Why West Ham are using a tiny Perth football club as their training base on pre-season tour
How a tragic death links West Ham to the tiny Perth football club whose ground the Premier League giants are using as their base during trip Down Under to play Spurs
- Dylan Tombides was a West Ham player from the age of 15
- Aussie striker died aged 20 in 2014 from testicular cancer
- Players trained in Perth this week and remembered Tombides
- On a pre-season tour, Hammers will play Perth Glory and Tottenham
Dylan Tombides is a West Ham legend in the eyes of many football fans – despite one professional appearance for the Premier League club.

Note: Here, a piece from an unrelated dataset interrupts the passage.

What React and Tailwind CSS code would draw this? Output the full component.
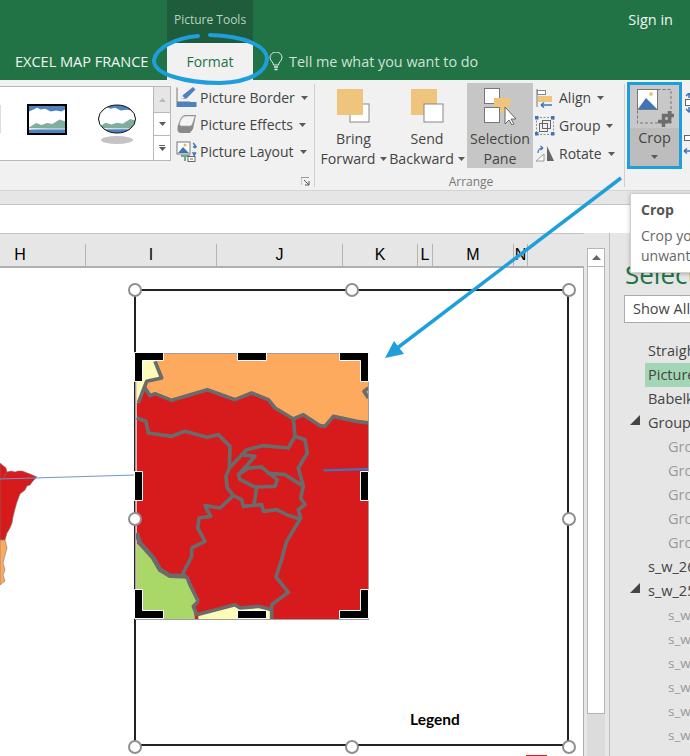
import React from "react";

const FONT = "font-['Open_Sans','Noto_Sans',sans-serif]";

function Caret({ className = "" }) {
  return <svg width="7" height="4" viewBox="0 0 7 4" className={className}><path d="M0 0h7L3.500 4z" fill="#5a5a5a" /></svg>;
}

function SmallRow({ icon, label, height = "h-[27px]" }) {
  return (
    <div className={`flex items-center ${height} gap-[3px]`}>
      <div className="w-[21px] h-[21px] shrink-0">{icon}</div>
      <span className="text-[14px] leading-none text-[#444] whitespace-nowrap">{label}</span>
      <Caret className="ml-[3px] shrink-0" />
    </div>
  );
}

const BorderIcon = (
  <svg viewBox="0 0 21 21" width="21" height="21">
    <path d="M1 .5V15M1 15h13" stroke="#777" strokeWidth="1" fill="none" />
    <path d="M5 12l2-4 10-8 2.500 2.500-9 9z" fill="#4f81bd" />
    <path d="M5 12l1.500-3 2 2z" fill="#fff" />
    <rect x="0.500" y="15" width="20" height="5" fill="#4f81bd" />
  </svg>
);
const EffectsIcon = (
  <svg viewBox="0 0 21 21" width="21" height="21">
    <path d="M4 6c1-3 3-5 6-5h10l-3 14-3 4H5C1 19 1 15 2 11z" fill="#8a8a8a" />
    <path d="M4 8c1-3 3-6 6-6h9l-3 9-2 1H6c-2 0-3-1-2-4z" fill="#f4f4f4" stroke="#aaa" strokeWidth=".6" />
  </svg>
);
const LayoutIcon = (
  <svg viewBox="0 0 21 21" width="21" height="21">
    <rect x="1" y="1" width="13" height="12" fill="#fff" stroke="#777" />
    <path d="M2 12l5-6 6 6z" fill="#3f75b5" />
    <circle cx="9" cy="4" r="1.500" fill="#e8b35a" />
    <path d="M17 2c2 1 3 2 2 5M19 7l-2-1.500M19 7l1.500-2M17 12l2.500 0-1.200 2.500z" stroke="#3f75b5" strokeWidth="1.300" fill="#3f75b5" />
    <path d="M5 14h9v2h-4v4H8v-4H5z" fill="#6fa88e" />
    <rect x="12" y="15.500" width="7" height="5" fill="#fff" stroke="#666" />
    <path d="M14 18h3" stroke="#666" />
  </svg>
);
const AlignIcon = (
  <svg viewBox="0 0 20 20" width="20" height="20">
    <path d="M2 1v18" stroke="#777" />
    <rect x="2.500" y="2.500" width="8" height="4" fill="#fff" stroke="#888" />
    <rect x="3" y="8" width="14" height="6" fill="#efc57d" />
    <path d="M17 17H6M6 17l3-2.500M6 17l3 2.500" stroke="#3f75b5" strokeWidth="1.500" fill="none" />
  </svg>
);
const GroupIcon = (
  <svg viewBox="0 0 20 20" width="20" height="20">
    <rect x="1.500" y="1.500" width="17" height="17" fill="none" stroke="#777" strokeDasharray="2 1.500" strokeWidth=".8" />
    <rect x="4.500" y="7.500" width="8" height="8" fill="none" stroke="#666" />
    <rect x="7.500" y="4.500" width="8" height="8" fill="none" stroke="#666" />
    {[[0, 0], [16, 0], [0, 16], [16, 16]].map(([x, y]) => <rect key={`${x}${y}`} x={x} y={y} width="3.500" height="3.500" fill="#3f75b5" />)}
  </svg>
);
const RotateIcon = (
  <svg viewBox="0 0 20 20" width="20" height="20">
    <path d="M1 17L9 10v7z" fill="#fff" stroke="#999" />
    <path d="M12 2l7 15h-7z" fill="#666" />
    <path d="M3 9c0-4 2-5 5-5M8 4L5.500 2M8 4L5.500 6" stroke="#3f75b5" strokeWidth="1.200" fill="none" />
  </svg>
);

function ArrangeButton({ top, bottom, icon, width, active, caret }) {
  return (
    <div className={`flex flex-col items-center h-[85px] ${width} ${active ? "bg-[#c6c6c6]" : ""}`}>
      <div className={`h-[46px] shrink-0 flex items-start ${active ? "pt-[5px]" : "pt-[6px]"}`}>{icon}</div>
      <span className="text-[14.200px] leading-[20px] text-[#444] whitespace-nowrap">{top}</span>
      <span className="text-[14.200px] leading-[20px] text-[#444] whitespace-nowrap flex items-center">
        {bottom}
        {caret && <Caret className="ml-[4px]" />}
      </span>
    </div>
  );
}

function Landscape({ x, y, w, h }) {
  const sx = w / 40;
  const sy = h / 30;
  const p = pts => pts.map(([a, b]) => `${x + a * sx},${y + b * sy}`).join(" ");
  return (
    <g>
      <rect x={x} y={y} width={w} height={h} fill="#4f81bd" />
      <polygon points={p([[0, 6], [5, 4], [9, 2], [13, 4], [18, 3], [24, 6], [30, 5], [36, 6], [40, 4], [40, 23], [0, 26]])} fill="#fff" />
      <polygon points={p([[0, 24], [8, 19], [14, 21], [20, 19], [26, 20], [34, 15], [40, 17], [40, 25], [0, 25]])} fill="#7fae9d" />
      <rect x={x} y={y + 25 * sy} width={w} height={1 * sy} fill="#fff" />
    </g>
  );
}

function Gallery() {
  return (
    <div className="flex h-[75px] w-[171px] mt-[6px] bg-white border-y border-r border-[#b8b8b8]">
      <div className="flex-1 relative">
        <svg width="153" height="73" viewBox="0 0 153 73" className="block">
          <defs>
            <clipPath id="oval"><ellipse cx="117" cy="32" rx="18.500" ry="14" /></clipPath>
          </defs>
          <path d="M0 18h1v28H0z" fill="#ddd" />
          <rect x="27" y="17" width="40" height="31" fill="#000" />
          <Landscape x={29} y={19} w={36} h={27} />
          <g clipPath="url(#oval)"><Landscape x={98} y={18} w={38} h={28} /></g>
          <ellipse cx="117" cy="32" rx="18.500" ry="14" fill="none" stroke="#111" strokeWidth="1" />
          <ellipse cx="117" cy="53" rx="16" ry="4" fill="#c4c4c4" />
        </svg>
      </div>
      <div className="w-[17px] flex flex-col border-l border-[#b8b8b8]">
        <div className="h-[26px] bg-[#e6e6e6] border-b border-[#b8b8b8] flex items-center justify-center">
          <svg width="7" height="4" viewBox="0 0 7 4"><path d="M3.500 0L7 4H0z" fill="#bbb" /></svg>
        </div>
        <div className="h-[23px] border-b border-[#b8b8b8] flex items-center justify-center"><Caret /></div>
        <div className="flex-1 flex flex-col items-center justify-center gap-[1px]">
          <div className="w-[6px] h-px bg-[#666]" />
          <Caret />
        </div>
      </div>
    </div>
  );
}

function Ribbon() {
  return (
    <div className="h-[111px] bg-[#f1f1f1] flex shrink-0 border-b border-[#d4d4d4]">
      <Gallery />
      <div className="w-[144px] shrink-0 relative border-r border-[#cfcfcf] mt-[4px] h-[103px] pl-[5px]">
        <div className="flex flex-col">
          <SmallRow icon={BorderIcon} label="Picture Border" />
          <SmallRow icon={EffectsIcon} label="Picture Effects" />
          <SmallRow icon={LayoutIcon} label="Picture Layout" />
        </div>
        <svg width="9" height="9" viewBox="0 0 9 9" className="absolute right-[4px] bottom-[1px]">
          <path d="M0 8V.5h8" stroke="#999" fill="none" />
          <path d="M3 3l5 5M8 4v4H4" stroke="#555" fill="none" />
        </svg>
      </div>
      <div className="w-[310px] shrink-0 relative border-r border-[#cfcfcf] mt-[4px] h-[103px]">
        <div className="flex pl-[5px] -mt-px">
          <ArrangeButton
            width="w-[67px]" top="Bring" bottom="Forward" caret
            icon={<svg width="33" height="35" viewBox="0 0 33 35"><rect x="13" y="15" width="19" height="18" fill="#fff" stroke="#888" /><rect x="0" y="0" width="26" height="26" fill="#efc57d" /></svg>}
          />
          <ArrangeButton
            width="w-[80px]" top="Send" bottom="Backward" caret
            icon={<svg width="33" height="35" viewBox="0 0 33 35"><rect x="0" y="0" width="26" height="26" fill="#efc57d" /><rect x="13" y="15" width="19" height="18" fill="#fff" stroke="#888" /></svg>}
          />
          <ArrangeButton
            width="w-[66px]" top="Selection" bottom="Pane" active
            icon={<svg width="33" height="37" viewBox="0 0 33 37"><rect x=".5" y=".5" width="15" height="15" fill="#fff" stroke="#777" /><rect x=".5" y="19.500" width="15" height="15" fill="#fff" stroke="#777" /><rect x="10" y="10" width="16" height="9" fill="#efc57d" /><rect x="16" y="19" width="6" height="6" fill="#efc57d" /><path d="M21 19v17l4-4 3 5 2-1-3-5h5z" fill="#fff" stroke="#666" /></svg>}
          />
          <div className="flex flex-col pl-[2px] pt-[1px]">
            <SmallRow icon={AlignIcon} label="Align" height="h-[28px]" />
            <SmallRow icon={GroupIcon} label="Group" height="h-[28px]" />
            <SmallRow icon={RotateIcon} label="Rotate" height="h-[28px]" />
          </div>
        </div>
        <div className="absolute left-0 right-0 -bottom-[3px] text-center text-[12px] leading-[16px] text-[#777] pl-[3px]">Arrange</div>
      </div>
      <div className="flex-1 relative min-w-0 pl-[2px]">
        <div className="w-[55px] h-[87px] mt-[2px] border-[3px] border-[#1e9fdb] bg-[#bdbdbd] flex flex-col items-center">
          <div className="w-full h-[43px] bg-[#c8c8c8] flex items-center justify-center shrink-0">
            <svg width="40" height="40" viewBox="0 0 40 40">
              <rect x="2.500" y="2.500" width="33.500" height="33.500" fill="none" stroke="#777" strokeDasharray="3 2" />
              <rect x="2.500" y="2.500" width="20" height="20" fill="#fff" stroke="#777" />
              <path d="M3 22l8-11 11 11z" fill="#3f75b5" />
              <circle cx="16" cy="7" r="2" fill="#efc57d" />
              <path d="M28.500 40V28.500H39M23 34.500H34.500V24" fill="none" stroke="#6e6e6e" strokeWidth="3.500" />
            </svg>
          </div>
          <span className="text-[14.500px] leading-[20px] text-[#444]">Crop</span>
          <Caret className="mt-[7px]" />
        </div>
        <svg width="10" height="64" viewBox="0 0 10 64" className="absolute left-[58px] top-[13px]">
          <path d="M3 3l3-3 3 3M6 0v5M3 16l3 3 3-3M6 14v5" stroke="#3f75b5" strokeWidth="1.500" fill="none" />
          <rect x="2.500" y="6.500" width="6" height="6" fill="#fff" stroke="#666" />
          <rect x="1.500" y="42.500" width="9" height="5" fill="#fff" stroke="#666" />
          <path d="M1 58h9M1 58l3-2.500M1 58l3 2.500" stroke="#3f75b5" strokeWidth="1.500" fill="none" />
        </svg>
      </div>
    </div>
  );
}

const COLS = [
  ["H", "w-[86px]", "pr-[45px]"],
  ["I", "w-[131px]", ""],
  ["J", "w-[126px]", ""],
  ["K", "w-[75px]", ""],
  ["L", "w-[15px]", ""],
  ["M", "w-[81px]", ""],
  ["N", "w-[14px]", ""],
];

function ColumnHeader() {
  return (
    <div className="h-[35px] bg-[#e6e6e6] border-t border-[#c4c4c4] border-b-2 border-b-[#b0b0b0] flex shrink-0 items-end">
      {COLS.map(([l, w, p]) => (
        <div key={l} className={`${w} ${p} h-[22px] shrink-0 border-r border-[#b4b4b4] flex items-center justify-center text-[16px] leading-none text-black font-['Liberation_Sans',sans-serif]`}>
          {l}
        </div>
      ))}
    </div>
  );
}

function Handle({ className }) {
  return <div className={`absolute w-[14px] h-[14px] rounded-full bg-white border-2 border-[#8f8f8f] ${className}`} />;
}

function CropHandle({ className, d, w, h }) {
  return (
    <svg width={w} height={h} viewBox={`0 0 ${w} ${h}`} className={`absolute ${className}`}>
      <path d={d} fill="#000" stroke="#fff" strokeWidth="1" />
    </svg>
  );
}

function MapPicture() {
  return (
    <div className="absolute left-[135px] top-[85px] w-[234px] h-[267px] border border-[#a0a0a0] bg-white">
      <svg width="232" height="265" viewBox="48 43 696 795" preserveAspectRatio="none" className="block">
        <rect x="50" y="43" width="694" height="795" fill="#d71a1c" />
        <polygon points="50,43 105,43 125,115 80,125 55,190 50,190" fill="#fdfbb8" />
        <polygon points="105,43 745,43 745,250 710,245 640,230 615,260 600,258 550,225 520,238 465,205 445,180 395,160 345,180 262,150 155,182 105,162 90,168 72,140 80,125 125,115" fill="#fdaa5e" />
        <polygon points="50,610 100,660 125,695 150,708 195,710 215,740 235,785 220,800 225,838 50,838" fill="#a9d869" />
        <polygon points="235,822 345,795 360,805 420,800 450,810 455,838 235,838" fill="#fdfbb8" />
        <g fill="none" stroke="#6b6b6b" strokeWidth="11" strokeLinejoin="round">
          <polyline points="105,65 125,115 80,125 55,190" />
          <polyline points="72,140 90,168 105,162 155,182 262,150 345,180 395,160 445,180 465,205 520,238 550,225 600,258 615,260 640,230 710,245 745,250" />
          <polyline points="50,235 78,245 85,280 155,290 195,275 262,293 295,285 330,320 328,385 318,410 322,445 340,468 300,505 255,498 272,530 237,535 233,565 255,605 215,625 215,650 187,705" />
          <polyline points="520,238 525,290 505,325 430,318 380,330 328,385" />
          <polyline points="525,290 555,300 562,340 535,385 550,440 542,475 555,495 535,510 542,535 500,605 490,640 485,660 468,712 505,758 455,795 455,838" />
          <polyline points="360,345 405,350 355,405 360,420 405,442 465,440 472,420 440,395 425,382 385,385 355,405" />
          <polyline points="340,468 365,480 370,500 425,495 430,515 470,510 500,525 540,538" />
          <polyline points="410,445 402,495" />
          <polyline points="440,400 495,405 550,440" />
          <polyline points="745,145 732,155 745,175" />
          <polyline points="235,785 220,800 230,825 345,795 360,805 415,800 455,810" />
          <polyline points="200,710 210,735 235,785" />
          <polyline points="50,580 60,610 100,655 120,690 150,708 200,710" strokeWidth="14" />
        </g>
        <path d="M610 392L745 388" stroke="#4a6fb5" strokeWidth="7" />
      </svg>
    </div>
  );
}

function Sheet() {
  return (
    <div className="flex-1 relative bg-white border-r border-[#b0b0b0] overflow-hidden">
      <svg width="140" height="140" viewBox="0 0 140 140" className="absolute left-0 top-[195px]">
        <polygon points="0,0 6,5 7,9 11,8 15,9 18,8 22,8 30,11 37,14 33,18 30,22 27,23 25,27 20,31 17,39 15,46 13,54 12,60 10,65 7,70 5,77 0,77" fill="#d71a1c" stroke="#777" strokeWidth=".6" />
        <polygon points="0,77 5,77 7,85 5,92 3,100 5,107 3,112 5,118 0,122" fill="#fdaa5e" stroke="#777" strokeWidth=".6" />
        <path d="M0 16L135 12" stroke="#6f96cc" strokeWidth="1" />
        <path d="M7 9L3 16" stroke="#777" strokeWidth=".6" />
      </svg>
      <div className="absolute left-[134px] top-[21px] w-[435px] h-[457px] border-2 border-[#222]" />
      <MapPicture />
      <Handle className="left-[128px] top-[15px]" />
      <Handle className="left-[345px] top-[15px]" />
      <Handle className="left-[562px] top-[15px]" />
      <Handle className="left-[128px] top-[244px]" />
      <Handle className="left-[562px] top-[244px]" />
      <Handle className="left-[128px] top-[472px]" />
      <Handle className="left-[345px] top-[472px]" />
      <Handle className="left-[562px] top-[472px]" />
      <CropHandle className="left-[134px] top-[84px]" w={30} h={30} d="M.5.500h29v8h-21v21h-8z" />
      <CropHandle className="left-[339px] top-[84px]" w={30} h={30} d="M.5.500h29v29h-8v-21h-21z" />
      <CropHandle className="left-[134px] top-[321px]" w={30} h={30} d="M.5.500h8v21h21v8H.5z" />
      <CropHandle className="left-[339px] top-[321px]" w={30} h={30} d="M21.500.500h8v29H.5v-8h21z" />
      <CropHandle className="left-[237px] top-[84px]" w={30} h={9} d="M.5.500h29v8H.5z" />
      <CropHandle className="left-[237px] top-[342px]" w={30} h={9} d="M.5.500h29v8H.5z" />
      <CropHandle className="left-[134px] top-[203px]" w={9} h={30} d="M.5.500h8v29h-8z" />
      <CropHandle className="left-[360px] top-[203px]" w={9} h={30} d="M.5.500h8v29h-8z" />
      <div className="absolute left-[410px] top-[442px] text-[15.500px] leading-[18px] font-bold text-black font-['Lato',sans-serif]">Legend</div>
      <div className="absolute left-[526px] top-[487px] w-[21px] h-[2px] bg-[#d71a1c]" />
    </div>
  );
}

function Scrollbar() {
  return (
    <div className="w-[26px] shrink-0 bg-[#e6e6e6] border-r border-[#bdbdbd] pl-[3px] pr-[4px] pt-[15px] flex flex-col">
      <div className="h-[19px] bg-white border border-[#b4b4b4] flex items-center justify-center shrink-0">
        <svg width="9" height="5" viewBox="0 0 9 5"><path d="M4.500 0L9 5H0z" fill="#666" /></svg>
      </div>
      <div className="h-[447px] bg-white border-x border-b border-[#b4b4b4] shrink-0" />
      <div className="flex-1 bg-[#dcdcdc]" />
    </div>
  );
}

const ROWS = [
  ["Straight Arrow Connector 5", 0],
  ["Picture 3", 0, "sel"],
  ["Babelkit Logo", 0],
  ["Group 12", 0, "tri"],
  ["Group 7", 1],
  ["Group 8", 1],
  ["Group 9", 1],
  ["Group 10", 1],
  ["Group 11", 1],
  ["s_w_26", 0],
  ["s_w_25", 0, "tri"],
  ["s_w_24", 2],
  ["s_w_23", 2],
  ["s_w_22", 2],
  ["s_w_21", 2],
  ["s_w_20", 2],
  ["s_w_19", 2],
];

function Pane() {
  return (
    <div className="flex-1 min-w-0 bg-[#e6e6e6] overflow-hidden pt-[24px]">
      <div className="pl-[15px] text-[26px] leading-[34px] text-[#217346] whitespace-nowrap">Selection</div>
      <div className="ml-[14px] mt-[4px] h-[28px] w-[100px] bg-white border border-[#ababab] flex items-center pl-[8px] text-[14.500px] text-[#444] whitespace-nowrap">Show All</div>
      <div className="flex flex-col mt-[16px]">
        {ROWS.map(([t, lvl, flag]) => (
          <div key={t} className={`relative h-[24px] flex items-center whitespace-nowrap ${flag === "sel" ? "bg-[#a3d6b5] ml-[35px] pl-[3px]" : lvl ? "ml-[58px]" : "ml-[38px]"} ${lvl === 0 ? "text-[#444] text-[14.500px]" : lvl === 1 ? "text-[#9a9a9a] text-[14.500px]" : "text-[#9a9a9a] text-[13.500px]"}`}>
            {flag === "tri" && (
              <svg width="10" height="10" viewBox="0 0 10 10" className="absolute -left-[18px] top-[4px]"><path d="M10 0v10H0z" fill="#444" /></svg>
            )}
            {t}
          </div>
        ))}
      </div>
    </div>
  );
}

export default function App() {
  return (
    <div className={`relative w-[690px] h-[756px] overflow-hidden flex flex-col bg-white ${FONT}`}>
      <header className="h-[80px] bg-[#217346] shrink-0 flex flex-col">
        <div className="h-[43px] flex shrink-0">
          <div className="ml-[167px] w-[86px] bg-[#1e5c3b] text-[12px] leading-[40px] text-[#b9d3c5] text-center whitespace-nowrap">Picture Tools</div>
          <div className="ml-auto mr-[17px] text-[14.500px] leading-[40px] text-[#f1f6f3]">Sign in</div>
        </div>
        <div className="flex-1 flex items-stretch">
          <div className="w-[167px] pl-[15px] flex items-center text-[14.600px] tracking-[-0.05px] text-[#f1f6f3] whitespace-nowrap">EXCEL MAP FRANCE</div>
          <div className="w-[86px] bg-[#f1f1f1] flex items-center justify-center text-[14px] text-[#217346]">Format</div>
          <div className="flex items-center pl-[16px] gap-[6px] text-[14.400px] text-[#cfe1d7] whitespace-nowrap">
            <svg width="14" height="19" viewBox="0 0 14 19">
              <path d="M4.500 13c0-3-3.500-4-3.500-7.500a6 5.500 0 0 1 12 0C13 9 9.500 10 9.500 13z" fill="none" stroke="#e4eee9" strokeWidth="1" />
              <path d="M5 15h4M5.500 17.500h3" stroke="#e4eee9" strokeWidth="1.500" />
            </svg>
            Tell me what you want to do
          </div>
        </div>
      </header>
      <Ribbon />
      <div className="h-[14px] bg-[#e6e6e6] border-b border-[#c4c4c4] shrink-0" />
      <div className="h-[28px] bg-white shrink-0" />
      <div className="flex-1 flex min-h-0">
        <div className="w-[584px] shrink-0 flex flex-col">
          <ColumnHeader />
          <Sheet />
        </div>
        <Scrollbar />
        <Pane />
      </div>

      {/* callout tooltip */}
      <div className="absolute left-[630px] top-[193px] w-[200px] h-[80px] bg-white border border-[#d0d0d0] shadow-[0_1px_4px_rgba(0,0,0,0.25)] pl-[10px] pt-[6px]">
        <div className="text-[14px] leading-[20px] font-bold text-[#555]">Crop</div>
        <div className="text-[14px] leading-[20px] text-[#666] mt-[6px] whitespace-nowrap">Crop your picture to remove</div>
        <div className="text-[14px] leading-[20px] text-[#666] whitespace-nowrap">unwanted areas</div>
      </div>

      {/* annotation overlay */}
      <svg width="690" height="756" viewBox="0 0 690 756" className="absolute inset-0 pointer-events-none">
        <path d="M621 178L396 349" stroke="#1e9fdb" strokeWidth="3.500" fill="none" />
        <path d="M385 358L394 341 404 354z" fill="#1e9fdb" />
        <path d="M198 36C175 38 156 48 154 60C153 74 185 83 220 83C250 82 267 72 267 58C266 46 245 36 210 35" fill="none" stroke="#1e9fdb" strokeWidth="4" strokeLinecap="round" />
      </svg>
    </div>
  );
}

The Young Socceroo, tipped by many to be a future star, lost his battle with testicular cancer aged just 20 in 2014.
Born in Perth, he was signed by the Hammers at the age of 15, after playing his junior football at Stirling Lions.
So naturally, with West Ham on a pre-season tour of Australia where they will play A-League side Perth Glory [July 15] and Ange Postecoglou’s Tottenham [July 18] at Optus Stadium, manager David Moyes sent his team through their paces at the training base of the Lions.
They also wore t-shirts featuring Tombides’ name and number 38 on the back in a tribute to their former player.
Dylan Tombides is a West Ham legend in the eyes of many football fans – despite one professional appearance for the club (pictured, playing for Young Socceroos in 2014)
The striker was just 20 – and on the books of West Ham at the time – when he lost his battle with testicular cancer
Long term Stirling Lions president Don Evans – himself a long-time West Ham fan – was buzzing to see his heroes in the flesh, and elated to see Tombides remembered.
‘It is emotionally touching, because you know the battle that he went through and the battle that [his family] Tracylee, Jimmy and Taylor went through and you saw that pain, everyone did their best to support and love and care,’ Evans told the West Australian.
‘The reason Dylan’s got the respect he has from all the West Ham people and the football community in general is he never gave up in his battle and he fought so hard.
‘He showed the world how great he was…[in my eyes] he would have been our Mark Viduka for the Socceroos.’
Almost a decade since his passing, the striker hasn’t been forgotten at West Ham.
West Ham are on a pre-season tour of Australia and trained at Tombides’ junior club, the Stirling Lions, this week in Perth and wore training tops with Dylan’s name and number on it
West Ham players signing autographs for fans after a training session at Macedonia Park in Perth ahead of their matches against Perth Glory and Tottenham
The club retired his no.38 playing number – an honour he shares with football great Bobby Moore, who captained England to victory in the 1966 World Cup.
Tombides was just 17 when he was first diagnosed with cancer after playing for Australia in the Under-17 World Cup in Mexico back in 2011.
A random drugs test uncovered a tumour in one of his testicles.
The striker then had chemotherapy and two stem cell transplants, but lost his brave battle three years later.